井出氏は、そうした構図転換を内在化したことは、一度もないと言うべきなのだろう。その主体の編成(労働編成)は、ひたすら順応の形をしている。単なる順応であれば、事後的な分析は試みられない(参照)。 プロジェクトは安泰であり、そこにあるのは単に事業のナルシシズムだ。
井出氏が単に「社会学」をしか考えておられないなら、『論点ひきこもり』というサイト活動は、社会学的思惑の道具になってしまう。分析なき事業の道具となっては、サイトは論点化の拠点として屹立できず、みずからの場所やプロセスへの分析労働も頓挫する。苦痛臨床に最も必要であるはずのプロセス論や分析の契機がうやむやになり、単なる「社会学の事業」になってしまう。――ここで私は、井出氏との(その社会学的プロジェクト自体との)関係を再考せざるを得ない。





*1:ひきこもりは不可視であるので、なおのこと言説レベルで問題構築しなければならないのだ、と。

*2:実はまったく同じことが、対人支援の現場におられる方々についても言える。「自分は社会参加に成功した者だ」という勝ち誇った自意識の地点から、あるいはさらに、たくさんの事例に接してきたという自負だけの地点から、いきなり労働過程の問題構成を語ることはできない。たいていの場合、そこはご本人にとって空白のままになっている。▼私はここで、「本の知識も、現場の体験も必要ない」と言っているのではない(まったく逆だ)。さらに言えば、「ひきこもる本人ならば分かっている」ということでもない。私がこだわっているのは、いずれの立場の人にも「分析がない」ということだ。単なる理論、単なる現場、単なる当事者は、どこまで言っても平行線で終わる。

*3:方法論的な自覚を持たない「メタ語りへの居直り」は、主体のプロセスに注目する視点からは「害悪だ」と言える。このことは、アカデミシャンや医療言説全般に問い得る。

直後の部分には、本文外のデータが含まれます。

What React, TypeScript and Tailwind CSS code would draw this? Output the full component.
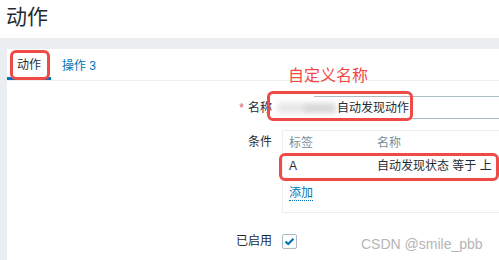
import React from "react";

const font = { fontFamily: '"Liberation Sans", "Noto Sans CJK SC", sans-serif' };

const RedBox: React.FC<{ className: string }> = ({ className }) => (
    <div className={`pointer-events-none absolute rounded-[6px] border-[3px] border-[#f04a47] ${className}`} />
);

const App: React.FC = () => {
    return (
        <div className="relative h-[260px] w-[499px] overflow-hidden bg-[#ebeef0] text-[#1f2c33]" style={font}>
            <div className="h-[38px] bg-white pl-[6px] pt-[2px] text-[21px] leading-[30px]">动作</div>

            <div className="ml-[7px] mt-[11px] h-[300px] w-[600px] bg-white">
                {/* tabs */}
                <div className="flex h-[32px] border-b border-[#ebeef0] text-[12px]">
                    <div className="flex items-center border-b-[3px] border-[#0275b8] px-[10px] pt-[3px]">动作</div>
                    <div className="flex items-center px-[11px] pt-[3px] text-[#0275b8]">操作 3</div>
                </div>

                <div className="pt-[15px] text-[12px]">
                    {/* name */}
                    <div className="flex items-center">
                        <div className="w-[265px] pr-[0px] text-right">
                            <span className="mr-[4px] text-[#e45959]">*</span>名称
                        </div>
                        <div className="relative ml-[9px] flex h-[23px] flex-1 items-center border border-[#acbbc2] pl-[55px]">
                            <div className="absolute left-[-4px] top-[-2px] h-[25px] w-[36px] bg-white" />
                            <div className="absolute left-[-4px] top-[6px] h-[10px] w-[58px] bg-[#e4e4e4] blur-[3px]" />
                            <div className="absolute left-[22px] top-[8px] h-[7px] w-[30px] bg-[#d8d8d8] blur-[2px]" />
                            <span className="relative">自动发现动作</span>
                        </div>
                    </div>

                    {/* conditions */}
                    <div className="mt-[11px] flex">
                        <div className="w-[265px] pt-[3px] text-right leading-[18px]">条件</div>
                        <div className="ml-[10px] flex-1 border border-[#ebeef0] px-[6px] pb-[9px] pt-[2px]">
                            <div className="flex h-[20px] items-center text-[#768d99]">
                                <div className="w-[88px]">标签</div>
                                <div>名称</div>
                            </div>
                            <div className="flex h-[26px] items-center">
                                <div className="w-[88px]">A</div>
                                <div>自动发现状态 等于 上</div>
                            </div>
                            <div className="mt-[4px] flex h-[20px] items-center">
                                <span className="border-b border-dotted border-[#0275b8] leading-[14px] text-[#0275b8]">添加</span>
                            </div>
                        </div>
                    </div>

                    {/* enabled */}
                    <div className="mt-[19px] flex items-center">
                        <div className="w-[265px] text-right">已启用</div>
                        <div className="ml-[10px] flex h-[15px] w-[15px] items-center justify-center rounded-[2px] border border-[#acbbc2] bg-white">
                            <svg width="11" height="9" viewBox="0 0 11 9">
                                <path d="M1.5 4.5 L4.2 7 L9.5 1.8" fill="none" stroke="#0275b8" strokeWidth="2.2" />
                            </svg>
                        </div>
                    </div>
                </div>
            </div>

            {/* annotations */}
            <div className="absolute left-[288px] top-[66px] text-[16px] leading-[20px] text-[#f04a47]">自定义名称</div>
            <RedBox className="left-[10px] top-[50px] h-[30px] w-[40px]" />
            <RedBox className="left-[267px] top-[91px] h-[30px] w-[146px]" />
            <RedBox className="left-[279px] top-[153px] h-[28px] w-[220px]" />
            <div className="absolute left-[361px] top-[235px] text-[14px] leading-[18px] text-[#b5b5b5]">CSDN @smile_pbb</div>
        </div>
    );
};

export default App;
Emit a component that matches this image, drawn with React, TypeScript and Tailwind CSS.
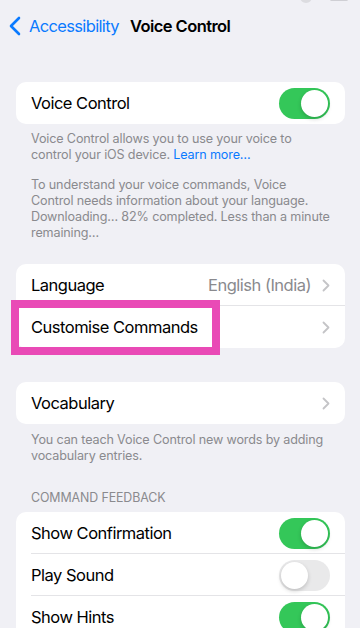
import React from "react";

const font = { fontFamily: "Inter, 'Liberation Sans', sans-serif" };

function Toggle({ on }: { on: boolean }) {
  return (
    <div
      className={`relative h-[31px] w-[51px] shrink-0 rounded-full ${on ? "bg-[#34c759]" : "bg-[#e9e9ea]"}`}
    >
      <div
        className={`absolute top-[2px] h-[27px] w-[27px] rounded-full bg-white shadow-[0_2px_4px_rgba(0,0,0,0.18)] ${on ? "left-[22px]" : "left-[2px]"}`}
      />
    </div>
  );
}

function Chevron() {
  return (
    <svg width="8" height="13" viewBox="0 0 8 13" className="shrink-0">
      <path d="M1.5 1.5 L6.5 6.5 L1.5 11.5" fill="none" stroke="#c4c4c7" strokeWidth="1.8" strokeLinecap="round" strokeLinejoin="round" />
    </svg>
  );
}

function Row({ label, right, divider }: { label: string; right: React.ReactNode; divider?: boolean }) {
  return (
    <div className="relative flex h-[42px] items-center justify-between pl-[15px] pr-[15px]">
      <span className="text-[16.5px] text-black tracking-[-0.5px]">{label}</span>
      <div className="flex items-center gap-[11px]">{right}</div>
      {divider && <div className="absolute bottom-0 left-[15px] right-0 h-px bg-[#e4e4e7]" />}
    </div>
  );
}

export default function App() {
  return (
    <div className="relative h-[628px] w-[360px] overflow-hidden bg-[#f0f0f5]" style={font}>
      {/* status bar remnants */}
      <div className="absolute left-[300px] top-[-9px] h-[12px] w-[12px] rounded-full bg-[#dcdce0]" />
      <div className="absolute left-[330px] top-[-2px] h-[3px] w-[18px] rounded-sm bg-[#cfcfd4]" />

      {/* nav */}
      <div className="flex h-[52px] items-center pl-[9px]">
        <svg width="12" height="20" viewBox="0 0 12 20" className="mr-[8px]">
          <path d="M10 2 L2 10 L10 18" fill="none" stroke="#0a7aff" strokeWidth="2.6" strokeLinecap="round" strokeLinejoin="round" />
        </svg>
        <span className="text-[16.5px] text-[#0a7aff] tracking-[-0.65px]">Accessibility</span>
        <span className="ml-[11px] text-[16.5px] font-semibold text-black tracking-[-0.55px]">Voice Control</span>
      </div>

      {/* card 1 */}
      <div className="ml-4 mr-[15px] mt-[30px] overflow-hidden rounded-[10px] bg-white">
        <Row label="Voice Control" right={<Toggle on />} />
      </div>
      <div className="ml-4 mr-[15px] pl-[15px] pr-[15px] pt-[7px] text-[12.6px] leading-[16px] text-[#8a8a8e] tracking-[-0.15px]">
        <p>
          Voice Control allows you to use your voice to control your iOS device.{" "}
          <span className="text-[#0a7aff]">Learn more…</span>
        </p>
        <p className="mt-[14px]">
          To understand your voice commands, Voice Control needs information about your language. Downloading… 82% completed. Less than a minute remaining…
        </p>
      </div>

      {/* card 2 */}
      <div className="ml-4 mr-[15px] mt-[23px] overflow-hidden rounded-[10px] bg-white">
        <Row
          label="Language"
          divider
          right={
            <>
              <span className="text-[16.5px] text-[#8a8a8e] tracking-[-0.5px]">English (India)</span>
              <Chevron />
            </>
          }
        />
        <Row label="Customise Commands" right={<Chevron />} />
      </div>

      {/* card 3 */}
      <div className="ml-4 mr-[15px] mt-[34px] overflow-hidden rounded-[10px] bg-white">
        <Row label="Vocabulary" right={<Chevron />} />
      </div>
      <div className="ml-4 mr-[15px] px-[15px] pt-[8px] text-[12.6px] leading-[16px] text-[#8a8a8e] tracking-[-0.15px]">
        <p>You can teach Voice Control new words by adding vocabulary entries.</p>
      </div>

      <div className="ml-4 mr-[15px] mt-[26px] px-[15px] text-[12.4px] leading-[16px] text-[#8a8a8e] uppercase tracking-[-0.1px]">
        Command Feedback
      </div>

      {/* card 4 */}
      <div className="ml-4 mr-[15px] mt-[6px] overflow-hidden rounded-[10px] bg-white">
        <Row label="Show Confirmation" divider right={<Toggle on />} />
        <Row label="Play Sound" divider right={<Toggle on={false} />} />
        <Row label="Show Hints" right={<Toggle on />} />
      </div>

      {/* highlight overlay */}
      <div className="absolute left-[11px] top-[300px] h-[55px] w-[209px] border-[8px] border-[#e94ab6]" />
    </div>
  );
}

*4:「生産諸条件の再生産」(マルクス)。 情報の生産条件としての意識の制度(生産様式)が、日々再生産されている。▼ひきこもる者は、社会に承認される意識の制度を、「生産条件」として体現できなくなっている。とはいえそのようなアレルギー的拒絶それ自体として、ひきこもる意識の構造は、「ひきこもる意識の構造」それ自体を再生産してしまう。ひきこもりという生産様式は、みずからの枠組みを再生産しながら維持されてしまう斎藤環の指摘する「再帰性」とは、このことだ。

*5:「井出氏は」と書いているが、これは斎藤環を含む既存のひきこもり論全般の問題だ。

*6:それ以上のディテールを持った臨床論については、わずかの事例から導き出された恣意的な意見や印象論にすぎない(学問ですらない)。▼経験豊富な支援者であっても、単に参照事例が増えるだけで、プロセス自体を方法論的に論じることは難しい。――おそらくこの臨床プロセスのディテールにこそ、支援論の「価値観=政治性」が露骨に表現される。

*7:主体のプロセス自体の遂行的・内在的な論点化は、臨床的であるとともに政治的なモチーフだ。なぜならそれは、主体の従う生産様式の問題であり、過程としてそれを問い直すことだから。 《順応》というのは、生産様式や労働過程の問題であるはずだ。それを語っている私自身が、その語りにおいてある生産様式を生きている。それがつまり、「構成のされ方」だ。